Posted November 15th, 2010

My Big Boy used to groan with boredom when the ad breaks appeared, asking how many minutes until his show came back on. Then he started to pay attention to ads with a catchy tune or beat, or even just something repetitive - AAMI’s ‘What about me?’ ad and ‘O O O…O’Brien!’ could (and still do) cause him to put a pause on Lego building or crazy thrashing around the lounge room. Insurance is innocent enough, and not highly relevant at this stage, so no real concern there. But lately things have shifted again as my spongey preschooler is drawn into the evil world of advertising.

I have always been proud of the fact that my Big Boy has a pretty healthy diet. He doesn’t drink, or even like, anything other than milk or water. Offer him a ‘fizzy drink’ or cordial and he screws up his face. Manage to get some past his lips and he spits it out in disgust. In his four and a half years he has only ever had the Golden Arches on two occasions, and even then, he thinks it’s a cafe called ‘Old MacDonalds’ (we don’t tell him the name, for fear of an addiction). Nup, he’s a boy of simple taste who has largely remained oblivious to the evils of fast food. But lately?

“Ooo, I love this ad. Mum, can we make one of them tonight?”
It’s the Hungry Jacks ad featuring a brekkie wrap – a hideous looking thing with rubbery egg, bacon and a patty professing to be meat. Also showing during this 20 seconds of evil is a cappuccino, complete with chocolate dusting.
“What is it that you like about it?”
“I just like it. It looks yummy.”
“But what about it looks yummy?”
“The chocolate sprinkles.”
“So you don’t like the look of the food?”
“Yeah, that looks yummy too. Can we make it?”
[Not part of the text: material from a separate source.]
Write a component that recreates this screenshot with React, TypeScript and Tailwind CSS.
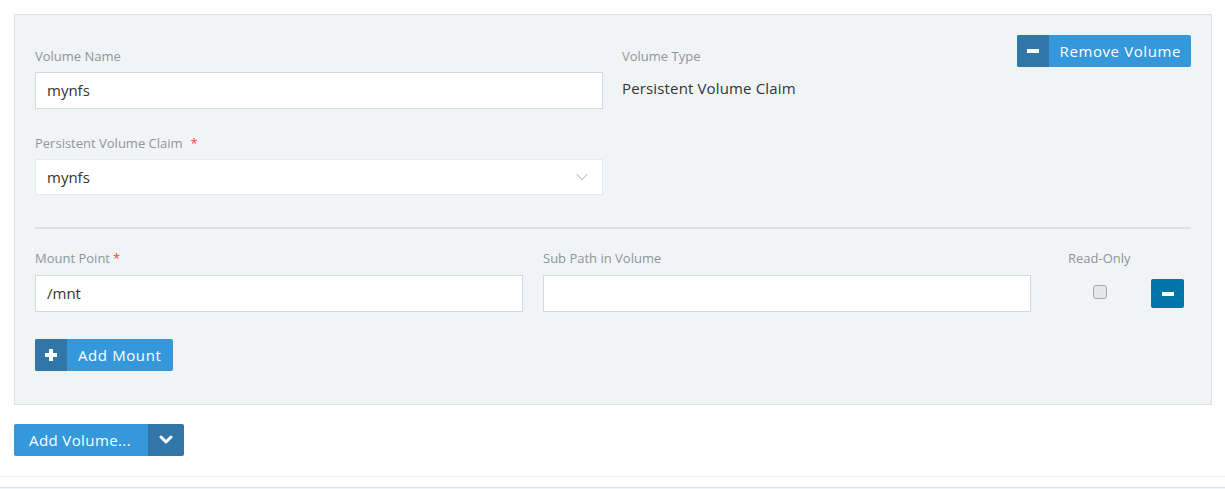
import { ChevronDown } from 'lucide-react'

function Label({ text, required, gap, tall }: { text: string; required?: boolean; gap?: boolean; tall?: boolean }) {
  return (
    <div className={`${tall ? 'mb-[8px]' : 'mb-[7px]'} h-[18px] text-[13px] leading-[18px] text-[#8f959b]`}>
      {text}
      {required && <span className={`${gap ? 'ml-[8px]' : 'ml-[3px]'} text-[#e74c3c]`}>*</span>}
    </div>
  )
}

function TextBox({ value, width }: { value?: string; width: string }) {
  return (
    <div className={`flex h-[37px] items-center border border-[#d3d8db] bg-white px-[11px] text-[15px] text-[#333] ${width}`}>
      {value}
    </div>
  )
}

function MinusGlyph() {
  return <span className="block h-[4px] w-[12px] bg-white" />
}

function PlusGlyph() {
  return (
    <span className="relative block h-[12px] w-[12px]">
      <span className="absolute left-0 top-[4px] h-[4px] w-[12px] bg-white" />
      <span className="absolute left-[4px] top-0 h-[12px] w-[4px] bg-white" />
    </span>
  )
}

export default function App() {
  return (
    <div className="h-[489px] w-[1225px] overflow-hidden bg-white font-['Open_Sans',sans-serif]">
      <div className="pl-[14px] pt-[14px]">
        <div className="w-[1198px] border border-[#dde1e3] bg-[#f0f4f5] px-[20px] pb-[33px] pt-[20px]">
          <div className="flex items-start">
            <div className="w-[568px] pt-[12px]">
              <Label text="Volume Name" />
              <TextBox value="mynfs" width="w-[568px]" />
              <div className="mt-[25px]">
                <Label text="Persistent Volume Claim" required gap />
                <div className="flex h-[36px] w-[568px] items-center justify-between border border-[#e6eaec] bg-white pl-[11px] pr-[10px] text-[15px] text-[#333]">
                  mynfs
                  <ChevronDown size={20} strokeWidth={1} className="text-[#8a9096]" />
                </div>
              </div>
            </div>
            <div className="ml-[19px] flex-1 pt-[12px]">
              <Label text="Volume Type" />
              <div className="flex h-[33px] items-center text-[15px] tracking-[0.15px] text-[#333]">Persistent Volume Claim</div>
            </div>
            <button className="flex h-[32px] overflow-hidden rounded-[2px] bg-[#3498db] text-[15px] tracking-[0.6px] text-white">
              <span className="flex h-full w-[32px] items-center justify-center bg-[#3077a8]">
                <MinusGlyph />
              </span>
              <span className="flex h-full items-center pl-[11px] pr-[10px]">Remove Volume</span>
            </button>
          </div>

          <div className="mt-[32px] h-[2px] w-full bg-[#dce1e3]" />

          <div className="mt-[20px] flex items-start">
            <div className="w-[488px]">
              <Label text="Mount Point" required tall />
              <TextBox value="/mnt" width="w-[488px]" />
            </div>
            <div className="ml-[20px] w-[488px]">
              <Label text="Sub Path in Volume" tall />
              <TextBox width="w-[488px]" />
            </div>
            <div className="ml-[37px] w-[70px]">
              <Label text="Read-Only" tall />
              <div className="flex h-[37px] items-center pl-[25px]">
                <span className="mb-[4px] block h-[14px] w-[14px] rounded-[3px] border border-[#a9acaf] bg-[#e6e7e8]" />
              </div>
            </div>
            <button className="ml-[13px] mt-[30px] flex h-[29px] w-[33px] items-center justify-center rounded-[2px] bg-[#0075a8]">
              <MinusGlyph />
            </button>
          </div>

          <button className="mt-[27px] flex h-[32px] overflow-hidden rounded-[2px] bg-[#3498db] text-[15px] tracking-[0.6px] text-white">
            <span className="flex h-full w-[32px] items-center justify-center bg-[#3077a8]">
              <PlusGlyph />
            </span>
            <span className="flex h-full items-center pl-[11px] pr-[12px]">Add Mount</span>
          </button>
        </div>

        <div className="mt-[19px] flex h-[32px] w-[170px] overflow-hidden rounded-[2px] text-[15px] tracking-[0.4px] text-white">
          <span className="flex h-full w-[134px] items-center bg-[#3498db] pl-[15px]">Add Volume...</span>
          <span className="flex h-full w-[36px] items-center justify-center bg-[#3077a8]">
            <svg width="14" height="10" viewBox="0 0 14 10">
              <polyline points="2,2 7,7 12,2" fill="none" stroke="white" strokeWidth="3" strokeLinecap="round" strokeLinejoin="round" />
            </svg>
          </span>
        </div>
      </div>

      <div className="mt-[20px] h-[1px] w-full bg-[#e8ecec]" />
      <div className="mt-[10px] h-[20px] w-full border-t border-[#dde2e2] bg-[#f0f4f5]" />
    </div>
  )
}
I silently curse Hungry Jacks and their advertising people. They got him on the chocolate dusting and made him think that he wants a breakfast wrap! I also curse KFC and their chicken burger, to which Big Boy responded with the same request about making ‘one of those’… BUT, I shouldn’t complain too much, because he isn’t asking to ‘go there’, just to ‘make one’.  So we made a delicious, healthy chicken burger last week and he loved it. Ha! Evil advertisers of evil fast food, I think I’m still on top of you. But I do sense that we’re turning a corner and any day soon he will be asking to have, make, consume, borrow or visit anything that appears on TV. I guess that’s when the TV gets thrown out, along with all catalogues. Sounds reasonable, doesn’t it?